— Start of Data for processing —
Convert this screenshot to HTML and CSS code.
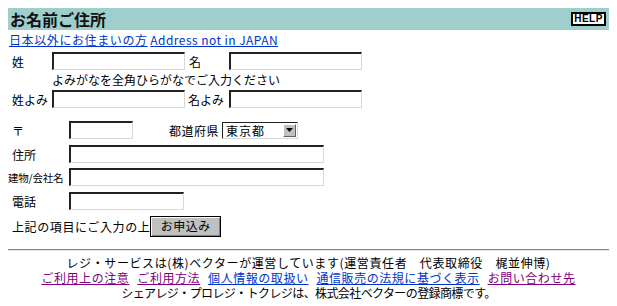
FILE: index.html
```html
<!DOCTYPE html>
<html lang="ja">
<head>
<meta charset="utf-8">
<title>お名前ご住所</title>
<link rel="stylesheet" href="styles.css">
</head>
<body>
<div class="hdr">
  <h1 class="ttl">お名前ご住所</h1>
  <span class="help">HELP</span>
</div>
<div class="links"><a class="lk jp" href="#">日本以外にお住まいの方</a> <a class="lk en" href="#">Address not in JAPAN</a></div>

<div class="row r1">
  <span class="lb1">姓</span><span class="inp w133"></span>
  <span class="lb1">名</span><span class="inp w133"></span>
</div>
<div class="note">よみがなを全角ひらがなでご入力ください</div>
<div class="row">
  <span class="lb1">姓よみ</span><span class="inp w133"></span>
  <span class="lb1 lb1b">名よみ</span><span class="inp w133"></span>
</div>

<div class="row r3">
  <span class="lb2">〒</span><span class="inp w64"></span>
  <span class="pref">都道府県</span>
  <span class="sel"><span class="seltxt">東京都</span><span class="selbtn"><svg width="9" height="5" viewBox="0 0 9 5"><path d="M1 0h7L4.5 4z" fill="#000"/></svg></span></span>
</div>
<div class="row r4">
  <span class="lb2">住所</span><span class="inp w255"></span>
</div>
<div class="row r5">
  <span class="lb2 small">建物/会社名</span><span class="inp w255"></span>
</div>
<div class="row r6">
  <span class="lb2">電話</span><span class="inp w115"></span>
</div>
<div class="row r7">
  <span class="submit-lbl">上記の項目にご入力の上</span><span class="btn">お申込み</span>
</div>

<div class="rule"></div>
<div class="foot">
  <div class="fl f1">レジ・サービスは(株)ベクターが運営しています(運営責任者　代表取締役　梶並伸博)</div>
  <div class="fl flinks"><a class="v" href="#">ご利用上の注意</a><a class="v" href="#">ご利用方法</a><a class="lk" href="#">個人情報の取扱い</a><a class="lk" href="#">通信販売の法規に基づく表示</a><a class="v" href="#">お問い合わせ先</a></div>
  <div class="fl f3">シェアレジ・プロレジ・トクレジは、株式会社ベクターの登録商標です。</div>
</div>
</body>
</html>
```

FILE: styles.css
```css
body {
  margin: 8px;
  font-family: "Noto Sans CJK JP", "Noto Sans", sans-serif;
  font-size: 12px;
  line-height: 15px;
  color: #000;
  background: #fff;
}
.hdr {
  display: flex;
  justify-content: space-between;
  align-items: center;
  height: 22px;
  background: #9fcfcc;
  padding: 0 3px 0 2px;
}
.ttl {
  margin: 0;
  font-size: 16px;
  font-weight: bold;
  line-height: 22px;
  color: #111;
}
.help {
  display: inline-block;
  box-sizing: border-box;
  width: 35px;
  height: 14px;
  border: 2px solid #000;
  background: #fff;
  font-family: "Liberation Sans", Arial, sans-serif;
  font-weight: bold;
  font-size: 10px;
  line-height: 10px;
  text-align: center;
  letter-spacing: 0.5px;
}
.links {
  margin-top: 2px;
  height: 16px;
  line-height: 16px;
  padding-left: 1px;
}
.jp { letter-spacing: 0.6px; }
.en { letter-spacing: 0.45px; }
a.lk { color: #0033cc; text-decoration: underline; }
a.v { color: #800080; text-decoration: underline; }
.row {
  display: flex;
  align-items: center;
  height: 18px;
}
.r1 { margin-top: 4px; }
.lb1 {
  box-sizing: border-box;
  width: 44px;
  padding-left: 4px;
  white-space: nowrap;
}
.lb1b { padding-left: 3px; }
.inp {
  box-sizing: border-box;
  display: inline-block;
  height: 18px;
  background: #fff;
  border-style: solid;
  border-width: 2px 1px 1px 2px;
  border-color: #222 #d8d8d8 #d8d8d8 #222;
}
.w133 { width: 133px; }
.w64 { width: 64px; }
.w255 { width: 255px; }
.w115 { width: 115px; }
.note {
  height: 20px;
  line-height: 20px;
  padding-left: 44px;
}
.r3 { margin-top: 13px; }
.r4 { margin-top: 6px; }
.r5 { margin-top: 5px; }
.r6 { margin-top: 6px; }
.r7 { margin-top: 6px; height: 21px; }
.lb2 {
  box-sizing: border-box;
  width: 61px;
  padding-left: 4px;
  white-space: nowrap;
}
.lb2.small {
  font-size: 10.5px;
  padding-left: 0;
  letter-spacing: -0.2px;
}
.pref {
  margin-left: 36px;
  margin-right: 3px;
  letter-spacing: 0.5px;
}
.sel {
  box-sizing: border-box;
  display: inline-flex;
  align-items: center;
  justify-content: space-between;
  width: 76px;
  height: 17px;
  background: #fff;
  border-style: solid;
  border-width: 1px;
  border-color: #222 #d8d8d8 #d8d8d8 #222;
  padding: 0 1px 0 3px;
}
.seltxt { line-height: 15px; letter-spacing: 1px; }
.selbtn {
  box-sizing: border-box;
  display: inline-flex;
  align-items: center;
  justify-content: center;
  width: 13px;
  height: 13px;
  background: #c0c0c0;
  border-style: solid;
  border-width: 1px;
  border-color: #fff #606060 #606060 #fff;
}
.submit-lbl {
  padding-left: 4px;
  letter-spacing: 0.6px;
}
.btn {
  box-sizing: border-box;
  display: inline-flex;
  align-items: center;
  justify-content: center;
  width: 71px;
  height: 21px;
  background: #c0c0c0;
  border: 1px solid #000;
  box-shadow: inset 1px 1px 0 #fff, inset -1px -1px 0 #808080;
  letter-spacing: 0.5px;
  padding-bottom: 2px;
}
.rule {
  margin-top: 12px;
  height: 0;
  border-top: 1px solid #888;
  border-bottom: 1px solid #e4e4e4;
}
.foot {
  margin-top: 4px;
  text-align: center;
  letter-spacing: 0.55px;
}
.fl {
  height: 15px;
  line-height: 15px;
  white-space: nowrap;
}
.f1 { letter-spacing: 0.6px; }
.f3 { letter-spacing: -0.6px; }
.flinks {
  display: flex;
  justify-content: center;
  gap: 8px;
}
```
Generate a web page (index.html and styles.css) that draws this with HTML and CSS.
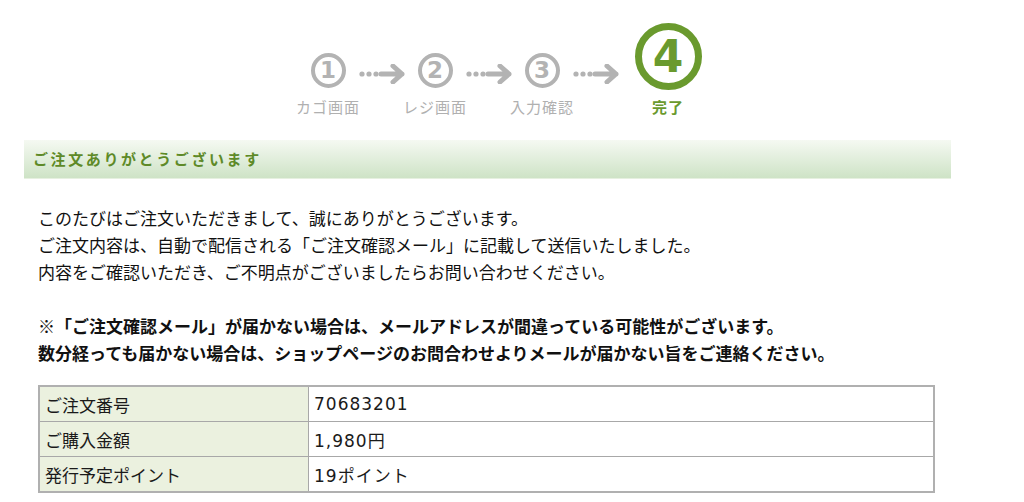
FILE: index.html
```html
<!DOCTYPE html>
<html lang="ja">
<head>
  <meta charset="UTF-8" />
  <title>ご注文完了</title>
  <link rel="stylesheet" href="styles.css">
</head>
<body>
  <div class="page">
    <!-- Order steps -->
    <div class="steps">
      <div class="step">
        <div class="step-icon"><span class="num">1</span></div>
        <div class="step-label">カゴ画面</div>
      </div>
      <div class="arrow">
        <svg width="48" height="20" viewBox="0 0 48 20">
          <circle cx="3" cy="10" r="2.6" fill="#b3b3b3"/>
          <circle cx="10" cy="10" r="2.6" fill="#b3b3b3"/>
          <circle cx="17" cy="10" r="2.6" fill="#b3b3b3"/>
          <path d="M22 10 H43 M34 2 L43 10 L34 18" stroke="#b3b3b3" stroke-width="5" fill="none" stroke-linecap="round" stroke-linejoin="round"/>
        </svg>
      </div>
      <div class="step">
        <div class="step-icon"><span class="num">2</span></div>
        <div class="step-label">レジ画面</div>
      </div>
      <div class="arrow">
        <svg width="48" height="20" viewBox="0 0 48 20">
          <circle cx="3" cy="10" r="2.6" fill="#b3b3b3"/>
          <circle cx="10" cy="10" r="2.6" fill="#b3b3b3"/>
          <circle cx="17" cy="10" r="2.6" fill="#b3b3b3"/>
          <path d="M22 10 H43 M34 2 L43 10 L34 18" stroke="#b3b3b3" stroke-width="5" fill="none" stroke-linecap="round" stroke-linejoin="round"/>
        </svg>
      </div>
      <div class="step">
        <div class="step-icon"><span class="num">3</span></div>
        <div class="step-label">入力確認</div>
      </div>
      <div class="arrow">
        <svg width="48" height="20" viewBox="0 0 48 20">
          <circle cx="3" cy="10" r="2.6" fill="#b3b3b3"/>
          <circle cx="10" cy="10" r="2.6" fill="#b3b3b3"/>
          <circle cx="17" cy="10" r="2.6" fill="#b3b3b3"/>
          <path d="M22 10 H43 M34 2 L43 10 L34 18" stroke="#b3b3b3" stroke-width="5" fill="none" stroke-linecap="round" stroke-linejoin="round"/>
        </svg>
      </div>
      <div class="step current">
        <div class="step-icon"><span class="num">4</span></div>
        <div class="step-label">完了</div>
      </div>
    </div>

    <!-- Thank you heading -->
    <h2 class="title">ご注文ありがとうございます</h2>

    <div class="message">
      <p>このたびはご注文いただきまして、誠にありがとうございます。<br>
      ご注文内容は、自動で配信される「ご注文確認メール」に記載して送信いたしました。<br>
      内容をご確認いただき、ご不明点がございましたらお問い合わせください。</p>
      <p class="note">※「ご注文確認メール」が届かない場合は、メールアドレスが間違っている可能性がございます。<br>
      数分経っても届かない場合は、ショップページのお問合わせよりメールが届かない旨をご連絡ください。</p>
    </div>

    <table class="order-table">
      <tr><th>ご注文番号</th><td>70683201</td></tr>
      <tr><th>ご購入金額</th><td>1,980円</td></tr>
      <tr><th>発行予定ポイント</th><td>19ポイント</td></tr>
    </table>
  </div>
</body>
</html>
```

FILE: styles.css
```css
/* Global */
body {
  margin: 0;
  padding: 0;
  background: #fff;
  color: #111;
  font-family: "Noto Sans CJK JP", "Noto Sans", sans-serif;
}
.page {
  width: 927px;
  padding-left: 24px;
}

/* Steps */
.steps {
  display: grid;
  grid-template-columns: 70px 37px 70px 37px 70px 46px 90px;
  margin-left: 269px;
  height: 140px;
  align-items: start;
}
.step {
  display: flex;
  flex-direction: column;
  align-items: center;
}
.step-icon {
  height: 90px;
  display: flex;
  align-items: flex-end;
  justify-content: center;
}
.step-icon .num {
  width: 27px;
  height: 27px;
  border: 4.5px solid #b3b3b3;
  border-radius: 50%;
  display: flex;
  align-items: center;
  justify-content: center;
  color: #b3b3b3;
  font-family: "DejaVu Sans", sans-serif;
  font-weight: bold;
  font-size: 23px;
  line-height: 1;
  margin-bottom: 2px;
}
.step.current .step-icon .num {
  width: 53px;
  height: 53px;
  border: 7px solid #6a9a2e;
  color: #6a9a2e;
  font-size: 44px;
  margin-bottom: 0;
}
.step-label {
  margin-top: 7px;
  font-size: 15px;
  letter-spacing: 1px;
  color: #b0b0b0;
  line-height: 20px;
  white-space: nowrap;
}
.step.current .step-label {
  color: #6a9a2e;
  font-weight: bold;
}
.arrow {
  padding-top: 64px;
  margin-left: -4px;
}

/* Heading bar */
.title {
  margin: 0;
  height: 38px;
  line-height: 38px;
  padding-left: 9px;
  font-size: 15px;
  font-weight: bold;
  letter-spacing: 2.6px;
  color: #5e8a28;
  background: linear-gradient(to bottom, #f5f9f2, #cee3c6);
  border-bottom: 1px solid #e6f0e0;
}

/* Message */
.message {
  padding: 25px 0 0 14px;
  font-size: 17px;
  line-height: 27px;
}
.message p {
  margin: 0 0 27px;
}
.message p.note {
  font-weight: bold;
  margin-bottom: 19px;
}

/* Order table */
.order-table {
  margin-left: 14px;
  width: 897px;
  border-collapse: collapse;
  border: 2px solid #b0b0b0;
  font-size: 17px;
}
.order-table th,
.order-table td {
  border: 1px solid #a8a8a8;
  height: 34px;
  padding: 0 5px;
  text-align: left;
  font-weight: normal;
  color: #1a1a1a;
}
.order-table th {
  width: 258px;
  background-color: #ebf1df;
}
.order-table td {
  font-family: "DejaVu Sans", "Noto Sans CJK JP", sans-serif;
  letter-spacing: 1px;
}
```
— End of Data for processing —
### What the exercise asks:
Copy out every line in the entries above that holds "page".

### Result of this task:
Generate a web page (index.html and styles.css) that draws this with HTML and CSS.
  <div class="page">
.page {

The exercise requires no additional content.